The most frightening thing is that this is not about democracy, human lives, the threat of creating the USSR 2.0 in the form of a digital concentration camp, or the long-term threat to Eastern Europe and Scandinavia. It is not about what the Americans have been telling us for years, criticising corruption and the lack of reforms, which only a madman would disagree with — we had to do more.
The new administration is currently only concerned with a trivial calculator. They could have provided Kyiv with hundreds of millions worth of weapons and ammunition to exhaust the Russian Federation and force it to sign a ceasefire on the line of contact.
But they prefer to cut what is left so that we quickly sign what Russia wants, and Washington doesn't care where the line stops — in Chasiv Yar or near Pavlohrad.
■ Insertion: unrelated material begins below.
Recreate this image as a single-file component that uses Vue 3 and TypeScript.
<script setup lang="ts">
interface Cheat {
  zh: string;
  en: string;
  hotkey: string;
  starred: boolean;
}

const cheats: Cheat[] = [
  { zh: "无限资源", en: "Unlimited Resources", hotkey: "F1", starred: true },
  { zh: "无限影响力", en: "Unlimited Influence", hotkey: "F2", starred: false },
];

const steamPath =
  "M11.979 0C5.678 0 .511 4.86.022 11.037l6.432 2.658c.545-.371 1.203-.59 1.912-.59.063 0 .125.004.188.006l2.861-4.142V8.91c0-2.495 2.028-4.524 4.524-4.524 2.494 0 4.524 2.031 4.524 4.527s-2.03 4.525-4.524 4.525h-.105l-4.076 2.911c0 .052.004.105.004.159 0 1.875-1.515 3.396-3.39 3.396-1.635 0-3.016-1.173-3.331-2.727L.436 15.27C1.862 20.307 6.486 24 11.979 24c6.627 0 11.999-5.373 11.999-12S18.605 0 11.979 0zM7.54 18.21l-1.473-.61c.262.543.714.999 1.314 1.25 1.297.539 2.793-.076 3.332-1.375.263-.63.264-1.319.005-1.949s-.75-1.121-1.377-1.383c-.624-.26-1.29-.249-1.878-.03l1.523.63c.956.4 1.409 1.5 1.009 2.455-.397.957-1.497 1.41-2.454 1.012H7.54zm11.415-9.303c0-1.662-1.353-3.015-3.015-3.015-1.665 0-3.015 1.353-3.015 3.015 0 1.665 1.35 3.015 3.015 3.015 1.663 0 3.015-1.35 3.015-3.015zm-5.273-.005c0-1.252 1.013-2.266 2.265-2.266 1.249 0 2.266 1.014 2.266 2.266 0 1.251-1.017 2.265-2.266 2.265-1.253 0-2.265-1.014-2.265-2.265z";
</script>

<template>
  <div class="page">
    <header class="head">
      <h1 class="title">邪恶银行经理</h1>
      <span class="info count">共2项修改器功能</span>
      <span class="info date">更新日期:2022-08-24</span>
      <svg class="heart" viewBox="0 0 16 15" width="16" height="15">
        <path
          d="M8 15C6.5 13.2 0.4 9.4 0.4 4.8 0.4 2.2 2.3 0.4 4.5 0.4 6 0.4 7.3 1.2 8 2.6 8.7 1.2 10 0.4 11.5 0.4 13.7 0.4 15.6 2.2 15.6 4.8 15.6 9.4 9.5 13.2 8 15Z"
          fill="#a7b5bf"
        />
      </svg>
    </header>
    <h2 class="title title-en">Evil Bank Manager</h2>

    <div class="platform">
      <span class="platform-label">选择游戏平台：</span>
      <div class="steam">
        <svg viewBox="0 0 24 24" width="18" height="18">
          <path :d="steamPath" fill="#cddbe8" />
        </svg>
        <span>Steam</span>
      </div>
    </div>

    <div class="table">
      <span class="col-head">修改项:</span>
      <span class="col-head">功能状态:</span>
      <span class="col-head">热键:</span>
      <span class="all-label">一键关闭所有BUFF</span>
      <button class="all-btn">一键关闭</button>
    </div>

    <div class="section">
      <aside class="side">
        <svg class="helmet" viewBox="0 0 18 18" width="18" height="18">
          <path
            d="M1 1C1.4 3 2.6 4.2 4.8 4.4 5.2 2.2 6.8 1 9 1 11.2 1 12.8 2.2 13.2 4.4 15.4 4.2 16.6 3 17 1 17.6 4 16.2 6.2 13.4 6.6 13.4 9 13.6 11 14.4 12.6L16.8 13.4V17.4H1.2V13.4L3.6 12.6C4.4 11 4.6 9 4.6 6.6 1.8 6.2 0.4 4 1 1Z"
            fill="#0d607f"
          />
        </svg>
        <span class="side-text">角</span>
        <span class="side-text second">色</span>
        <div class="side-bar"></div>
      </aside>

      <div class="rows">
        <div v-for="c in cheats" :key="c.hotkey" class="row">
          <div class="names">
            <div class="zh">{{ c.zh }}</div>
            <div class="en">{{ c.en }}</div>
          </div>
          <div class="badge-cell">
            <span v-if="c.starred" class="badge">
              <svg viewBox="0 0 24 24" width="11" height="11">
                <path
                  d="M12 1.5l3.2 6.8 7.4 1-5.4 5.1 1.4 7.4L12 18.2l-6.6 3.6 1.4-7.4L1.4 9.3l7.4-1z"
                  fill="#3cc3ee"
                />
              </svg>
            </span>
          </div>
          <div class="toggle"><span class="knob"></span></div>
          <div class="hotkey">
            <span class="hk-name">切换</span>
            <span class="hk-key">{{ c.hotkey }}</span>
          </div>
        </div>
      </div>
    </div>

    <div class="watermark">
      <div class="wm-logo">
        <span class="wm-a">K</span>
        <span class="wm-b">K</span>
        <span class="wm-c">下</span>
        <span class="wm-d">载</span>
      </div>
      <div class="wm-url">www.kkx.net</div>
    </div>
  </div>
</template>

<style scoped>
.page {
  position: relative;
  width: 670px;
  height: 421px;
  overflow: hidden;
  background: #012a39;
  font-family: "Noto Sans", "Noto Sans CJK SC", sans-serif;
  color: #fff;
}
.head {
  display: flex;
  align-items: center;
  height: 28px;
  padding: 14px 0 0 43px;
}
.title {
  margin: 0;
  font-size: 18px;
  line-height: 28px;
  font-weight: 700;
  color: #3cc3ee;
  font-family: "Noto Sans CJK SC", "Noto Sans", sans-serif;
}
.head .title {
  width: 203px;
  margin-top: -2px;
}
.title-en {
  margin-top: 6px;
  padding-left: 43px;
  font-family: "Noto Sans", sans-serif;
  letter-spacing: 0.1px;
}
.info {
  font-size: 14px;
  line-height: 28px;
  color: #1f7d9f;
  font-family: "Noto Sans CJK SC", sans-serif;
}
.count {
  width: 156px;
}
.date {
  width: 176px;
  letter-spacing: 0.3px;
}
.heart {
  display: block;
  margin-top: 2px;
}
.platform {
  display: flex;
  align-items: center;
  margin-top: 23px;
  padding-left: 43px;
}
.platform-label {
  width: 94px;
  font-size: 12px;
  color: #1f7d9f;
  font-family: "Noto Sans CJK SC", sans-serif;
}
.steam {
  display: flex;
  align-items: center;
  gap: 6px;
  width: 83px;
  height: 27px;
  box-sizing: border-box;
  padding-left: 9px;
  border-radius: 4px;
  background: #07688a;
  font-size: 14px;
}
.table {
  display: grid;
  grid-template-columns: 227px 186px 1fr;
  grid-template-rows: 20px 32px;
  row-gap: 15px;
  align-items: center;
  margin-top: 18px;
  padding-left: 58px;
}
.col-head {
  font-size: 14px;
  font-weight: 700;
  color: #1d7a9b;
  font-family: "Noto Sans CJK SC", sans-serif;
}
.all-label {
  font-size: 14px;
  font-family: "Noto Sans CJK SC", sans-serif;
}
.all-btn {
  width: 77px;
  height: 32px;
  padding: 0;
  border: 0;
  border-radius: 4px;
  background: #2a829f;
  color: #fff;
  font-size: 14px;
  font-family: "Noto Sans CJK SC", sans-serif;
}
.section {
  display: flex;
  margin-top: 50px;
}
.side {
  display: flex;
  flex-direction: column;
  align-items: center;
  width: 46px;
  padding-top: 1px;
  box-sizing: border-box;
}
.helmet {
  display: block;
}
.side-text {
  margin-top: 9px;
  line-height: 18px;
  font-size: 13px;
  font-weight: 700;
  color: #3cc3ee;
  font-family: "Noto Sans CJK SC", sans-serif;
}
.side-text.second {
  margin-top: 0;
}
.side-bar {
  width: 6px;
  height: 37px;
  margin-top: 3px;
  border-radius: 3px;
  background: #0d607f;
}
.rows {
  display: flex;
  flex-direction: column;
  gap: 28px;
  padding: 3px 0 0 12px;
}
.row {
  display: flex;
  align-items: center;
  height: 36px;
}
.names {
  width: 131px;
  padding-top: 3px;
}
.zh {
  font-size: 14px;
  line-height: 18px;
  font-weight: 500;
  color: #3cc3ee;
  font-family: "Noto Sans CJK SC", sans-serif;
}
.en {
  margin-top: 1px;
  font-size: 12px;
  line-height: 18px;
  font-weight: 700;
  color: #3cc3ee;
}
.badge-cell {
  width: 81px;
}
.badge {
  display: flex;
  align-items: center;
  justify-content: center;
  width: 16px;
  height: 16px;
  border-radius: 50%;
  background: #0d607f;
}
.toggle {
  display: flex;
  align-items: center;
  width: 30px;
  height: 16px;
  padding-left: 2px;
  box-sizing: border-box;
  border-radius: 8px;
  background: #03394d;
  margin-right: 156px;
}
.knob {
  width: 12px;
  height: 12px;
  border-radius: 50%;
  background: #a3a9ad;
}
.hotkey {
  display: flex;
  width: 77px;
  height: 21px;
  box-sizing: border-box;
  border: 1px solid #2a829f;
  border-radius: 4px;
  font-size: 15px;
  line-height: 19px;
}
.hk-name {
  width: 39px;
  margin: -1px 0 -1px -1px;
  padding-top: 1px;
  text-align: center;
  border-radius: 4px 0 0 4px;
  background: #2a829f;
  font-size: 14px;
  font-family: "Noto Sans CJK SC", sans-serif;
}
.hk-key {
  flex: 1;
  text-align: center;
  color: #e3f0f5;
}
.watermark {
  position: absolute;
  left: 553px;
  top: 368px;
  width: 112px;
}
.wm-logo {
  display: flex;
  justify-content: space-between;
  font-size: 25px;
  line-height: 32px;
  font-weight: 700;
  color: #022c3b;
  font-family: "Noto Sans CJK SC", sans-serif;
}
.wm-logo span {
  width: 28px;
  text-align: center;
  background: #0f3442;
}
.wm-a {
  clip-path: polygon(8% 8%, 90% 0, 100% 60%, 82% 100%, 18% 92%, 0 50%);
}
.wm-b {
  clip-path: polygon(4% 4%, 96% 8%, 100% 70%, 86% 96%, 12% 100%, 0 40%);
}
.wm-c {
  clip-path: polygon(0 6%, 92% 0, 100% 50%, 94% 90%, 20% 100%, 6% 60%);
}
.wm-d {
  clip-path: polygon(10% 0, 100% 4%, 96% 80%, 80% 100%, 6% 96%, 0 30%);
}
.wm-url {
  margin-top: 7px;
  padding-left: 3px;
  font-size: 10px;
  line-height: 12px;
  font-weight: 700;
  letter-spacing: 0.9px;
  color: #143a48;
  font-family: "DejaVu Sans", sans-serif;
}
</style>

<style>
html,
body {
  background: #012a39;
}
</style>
Why pay more then?
This is not the first supply crisis since the full-scale invasion. Perhaps it will be resolved now. Perhaps it will be like with the USAID programmes — they were cancelled with great fanfare, but quietly resumed, now through the State Department.
We know of at least several regional energy companies and heating utilities that are once again receiving aid from the United States under various programmes.

But we are paying a heavy and bloody price for every day of delay with ammunition. Some will pay more taxes in the EU, some will score political points, and we have been paying with our lives for ten long years.
And each of the three supply crises means thousands of families who will lose their homes, their life's work or their loved ones.
A 1,000 km front will not fall due to the lack of 10,000 shells and 30 missiles, but the US is behaving in the most bizarre way and using strange wording to justify this strange behaviour.